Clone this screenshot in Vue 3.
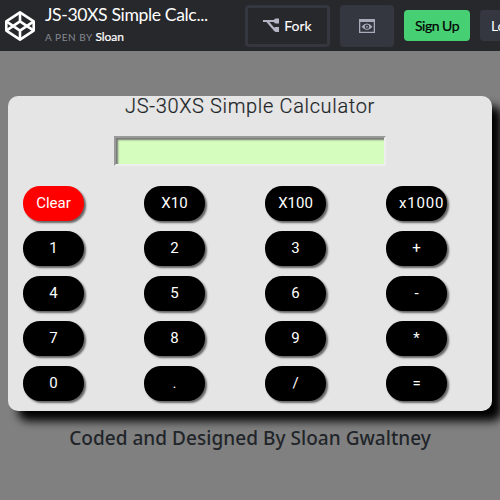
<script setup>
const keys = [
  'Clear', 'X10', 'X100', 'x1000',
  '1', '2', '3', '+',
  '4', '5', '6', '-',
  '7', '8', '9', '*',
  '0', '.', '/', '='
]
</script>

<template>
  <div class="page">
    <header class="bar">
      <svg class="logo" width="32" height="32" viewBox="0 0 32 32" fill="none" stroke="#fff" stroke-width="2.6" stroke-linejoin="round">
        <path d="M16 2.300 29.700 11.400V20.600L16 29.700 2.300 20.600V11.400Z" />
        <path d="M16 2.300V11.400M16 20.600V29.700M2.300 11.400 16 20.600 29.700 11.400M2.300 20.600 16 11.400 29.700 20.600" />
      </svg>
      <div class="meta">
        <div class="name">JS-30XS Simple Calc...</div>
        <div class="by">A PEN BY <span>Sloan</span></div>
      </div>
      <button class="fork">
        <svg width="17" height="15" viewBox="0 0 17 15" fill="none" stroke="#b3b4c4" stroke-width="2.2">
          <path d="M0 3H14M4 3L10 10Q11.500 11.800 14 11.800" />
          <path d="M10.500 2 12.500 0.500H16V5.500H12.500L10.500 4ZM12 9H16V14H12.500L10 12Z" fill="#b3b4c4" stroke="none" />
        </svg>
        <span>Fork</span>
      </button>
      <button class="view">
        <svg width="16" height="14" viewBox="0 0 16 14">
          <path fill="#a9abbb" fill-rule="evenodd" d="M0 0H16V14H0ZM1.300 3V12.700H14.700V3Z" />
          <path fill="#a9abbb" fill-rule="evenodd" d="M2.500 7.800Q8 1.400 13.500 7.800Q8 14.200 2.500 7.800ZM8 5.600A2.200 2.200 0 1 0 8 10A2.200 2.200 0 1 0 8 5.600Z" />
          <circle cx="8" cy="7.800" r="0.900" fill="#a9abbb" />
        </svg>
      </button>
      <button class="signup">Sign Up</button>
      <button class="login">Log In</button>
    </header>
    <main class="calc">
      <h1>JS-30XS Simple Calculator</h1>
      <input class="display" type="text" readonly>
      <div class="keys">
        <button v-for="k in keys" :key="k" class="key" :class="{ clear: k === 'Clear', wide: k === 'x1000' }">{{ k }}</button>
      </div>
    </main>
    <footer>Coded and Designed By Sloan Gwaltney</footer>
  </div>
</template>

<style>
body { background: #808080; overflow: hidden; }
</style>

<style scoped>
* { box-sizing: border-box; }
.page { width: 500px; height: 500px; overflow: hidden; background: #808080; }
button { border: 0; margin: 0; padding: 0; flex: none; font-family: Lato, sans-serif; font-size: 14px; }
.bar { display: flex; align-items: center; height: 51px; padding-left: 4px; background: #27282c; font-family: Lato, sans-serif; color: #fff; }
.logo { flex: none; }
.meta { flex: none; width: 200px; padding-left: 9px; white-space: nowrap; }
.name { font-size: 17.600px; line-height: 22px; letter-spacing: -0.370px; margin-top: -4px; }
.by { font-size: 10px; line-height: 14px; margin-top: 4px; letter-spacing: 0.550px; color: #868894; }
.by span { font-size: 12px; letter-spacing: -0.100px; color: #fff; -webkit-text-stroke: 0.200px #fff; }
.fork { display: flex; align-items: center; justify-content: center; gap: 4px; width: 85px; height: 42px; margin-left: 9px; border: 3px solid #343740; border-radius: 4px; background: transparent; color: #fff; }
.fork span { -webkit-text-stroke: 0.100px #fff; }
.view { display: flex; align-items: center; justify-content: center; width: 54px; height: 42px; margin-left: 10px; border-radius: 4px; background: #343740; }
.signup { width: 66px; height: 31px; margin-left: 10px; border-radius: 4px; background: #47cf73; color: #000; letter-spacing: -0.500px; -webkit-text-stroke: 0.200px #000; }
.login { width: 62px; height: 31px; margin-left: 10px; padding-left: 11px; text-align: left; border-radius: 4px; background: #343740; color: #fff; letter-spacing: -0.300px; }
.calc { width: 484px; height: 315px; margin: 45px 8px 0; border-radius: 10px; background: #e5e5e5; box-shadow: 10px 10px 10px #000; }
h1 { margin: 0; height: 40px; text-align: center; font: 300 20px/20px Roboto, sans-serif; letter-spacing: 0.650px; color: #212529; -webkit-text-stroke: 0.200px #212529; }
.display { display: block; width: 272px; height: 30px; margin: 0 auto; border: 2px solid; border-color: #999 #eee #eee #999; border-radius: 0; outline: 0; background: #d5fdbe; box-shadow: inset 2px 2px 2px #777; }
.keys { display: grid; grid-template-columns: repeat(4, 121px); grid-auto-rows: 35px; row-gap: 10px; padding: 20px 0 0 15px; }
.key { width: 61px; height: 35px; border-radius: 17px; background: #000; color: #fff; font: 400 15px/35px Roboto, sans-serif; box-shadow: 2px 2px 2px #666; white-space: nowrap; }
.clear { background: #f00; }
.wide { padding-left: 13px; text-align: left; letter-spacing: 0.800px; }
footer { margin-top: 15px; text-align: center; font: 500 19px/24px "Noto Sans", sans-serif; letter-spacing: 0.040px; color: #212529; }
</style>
=====
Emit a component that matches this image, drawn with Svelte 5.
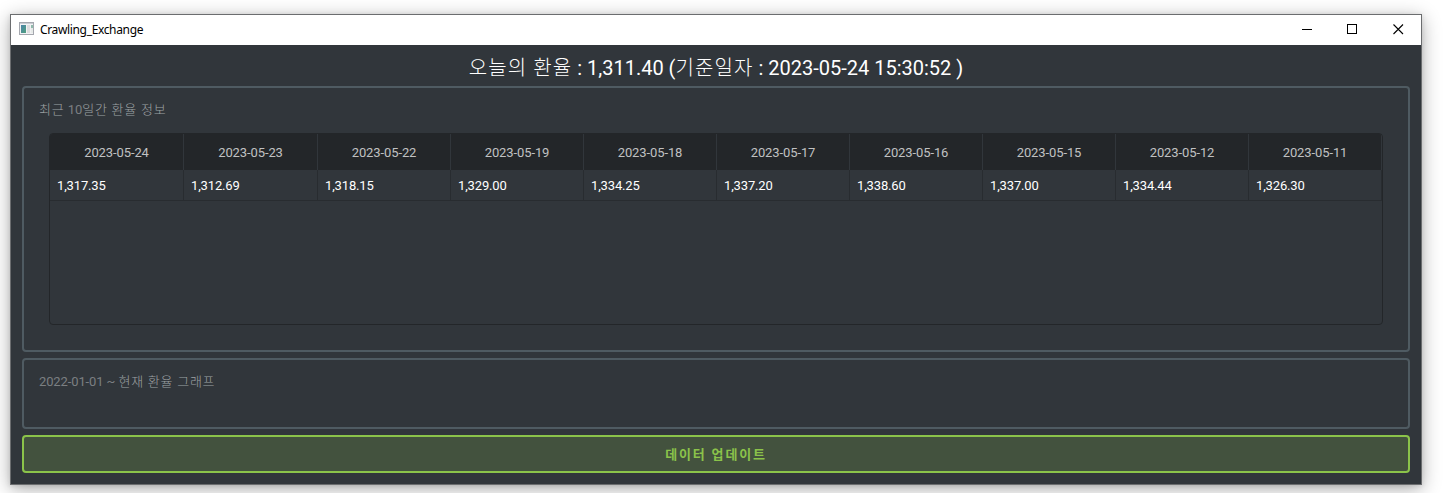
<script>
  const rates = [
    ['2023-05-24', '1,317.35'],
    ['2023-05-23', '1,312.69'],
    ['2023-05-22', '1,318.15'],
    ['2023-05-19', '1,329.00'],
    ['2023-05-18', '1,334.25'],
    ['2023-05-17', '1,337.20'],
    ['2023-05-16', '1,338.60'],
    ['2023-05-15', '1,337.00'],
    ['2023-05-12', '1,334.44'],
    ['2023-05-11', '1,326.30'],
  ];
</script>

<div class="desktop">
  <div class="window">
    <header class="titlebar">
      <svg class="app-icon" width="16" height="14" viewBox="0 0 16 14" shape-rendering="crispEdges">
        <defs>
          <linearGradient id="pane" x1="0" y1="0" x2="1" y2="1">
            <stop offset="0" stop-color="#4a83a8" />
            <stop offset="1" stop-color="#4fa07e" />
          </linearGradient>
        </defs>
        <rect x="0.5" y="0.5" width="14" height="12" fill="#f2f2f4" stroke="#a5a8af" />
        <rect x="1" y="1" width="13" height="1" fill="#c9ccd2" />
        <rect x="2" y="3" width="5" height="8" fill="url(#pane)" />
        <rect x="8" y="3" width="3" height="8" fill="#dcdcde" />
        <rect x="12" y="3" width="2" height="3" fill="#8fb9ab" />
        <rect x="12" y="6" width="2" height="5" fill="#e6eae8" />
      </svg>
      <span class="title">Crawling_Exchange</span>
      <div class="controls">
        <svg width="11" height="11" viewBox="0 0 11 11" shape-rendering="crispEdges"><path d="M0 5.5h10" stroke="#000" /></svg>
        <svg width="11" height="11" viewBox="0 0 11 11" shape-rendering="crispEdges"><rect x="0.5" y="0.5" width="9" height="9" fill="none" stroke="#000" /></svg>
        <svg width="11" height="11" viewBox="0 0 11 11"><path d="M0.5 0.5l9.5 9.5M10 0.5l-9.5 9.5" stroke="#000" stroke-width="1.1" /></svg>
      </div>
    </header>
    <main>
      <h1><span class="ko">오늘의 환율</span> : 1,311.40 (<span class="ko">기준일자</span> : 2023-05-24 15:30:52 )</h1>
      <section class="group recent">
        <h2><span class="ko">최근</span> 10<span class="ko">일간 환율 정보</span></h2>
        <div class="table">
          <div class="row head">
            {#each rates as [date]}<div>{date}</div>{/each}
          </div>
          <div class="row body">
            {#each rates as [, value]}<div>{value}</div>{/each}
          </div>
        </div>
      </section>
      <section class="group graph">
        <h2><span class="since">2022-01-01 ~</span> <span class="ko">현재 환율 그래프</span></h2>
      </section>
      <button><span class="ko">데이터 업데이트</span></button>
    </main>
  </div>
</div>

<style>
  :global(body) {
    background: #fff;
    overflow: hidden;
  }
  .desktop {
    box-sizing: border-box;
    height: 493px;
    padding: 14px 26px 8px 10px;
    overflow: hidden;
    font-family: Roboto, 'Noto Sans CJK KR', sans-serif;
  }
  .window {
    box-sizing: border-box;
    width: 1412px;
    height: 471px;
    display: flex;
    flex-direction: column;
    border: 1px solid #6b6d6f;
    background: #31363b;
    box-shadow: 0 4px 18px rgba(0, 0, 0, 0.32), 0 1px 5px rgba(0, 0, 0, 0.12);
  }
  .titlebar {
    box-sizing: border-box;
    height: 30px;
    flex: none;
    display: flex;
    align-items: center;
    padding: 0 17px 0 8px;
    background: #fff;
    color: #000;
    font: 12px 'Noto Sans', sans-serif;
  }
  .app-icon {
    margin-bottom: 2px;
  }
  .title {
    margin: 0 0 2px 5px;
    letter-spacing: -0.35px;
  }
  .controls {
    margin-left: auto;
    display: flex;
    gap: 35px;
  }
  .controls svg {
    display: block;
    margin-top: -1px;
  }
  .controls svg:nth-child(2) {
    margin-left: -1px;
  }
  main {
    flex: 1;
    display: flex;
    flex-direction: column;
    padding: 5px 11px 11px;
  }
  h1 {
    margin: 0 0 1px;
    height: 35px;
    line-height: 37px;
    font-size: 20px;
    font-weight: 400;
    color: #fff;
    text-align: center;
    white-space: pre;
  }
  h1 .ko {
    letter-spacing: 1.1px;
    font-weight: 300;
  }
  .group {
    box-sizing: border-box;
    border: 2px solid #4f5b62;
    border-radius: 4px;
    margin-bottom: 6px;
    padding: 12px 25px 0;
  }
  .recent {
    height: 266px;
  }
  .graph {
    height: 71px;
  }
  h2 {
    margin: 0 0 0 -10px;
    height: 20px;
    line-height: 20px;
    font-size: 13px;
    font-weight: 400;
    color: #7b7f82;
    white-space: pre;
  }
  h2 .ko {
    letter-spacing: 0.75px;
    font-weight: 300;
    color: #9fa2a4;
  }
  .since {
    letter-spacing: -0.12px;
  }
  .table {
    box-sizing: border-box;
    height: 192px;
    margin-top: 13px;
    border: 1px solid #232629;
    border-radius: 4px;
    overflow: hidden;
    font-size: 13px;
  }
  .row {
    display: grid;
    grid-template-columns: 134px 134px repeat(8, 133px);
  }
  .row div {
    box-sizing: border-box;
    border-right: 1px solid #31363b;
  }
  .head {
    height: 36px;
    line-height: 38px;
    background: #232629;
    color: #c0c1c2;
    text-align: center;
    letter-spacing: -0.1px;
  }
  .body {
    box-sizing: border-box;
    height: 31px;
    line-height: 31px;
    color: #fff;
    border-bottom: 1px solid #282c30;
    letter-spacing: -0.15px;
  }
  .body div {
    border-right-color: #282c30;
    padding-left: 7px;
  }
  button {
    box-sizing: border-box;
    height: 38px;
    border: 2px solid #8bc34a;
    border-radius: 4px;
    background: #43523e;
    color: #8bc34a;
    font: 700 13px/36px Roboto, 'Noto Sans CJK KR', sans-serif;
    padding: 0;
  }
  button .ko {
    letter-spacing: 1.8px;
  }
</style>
=====
**Set task**
List all lines where "this" occurs.

**In response**
Clone this screenshot in Vue 3.
Emit a component that matches this image, drawn with Svelte 5.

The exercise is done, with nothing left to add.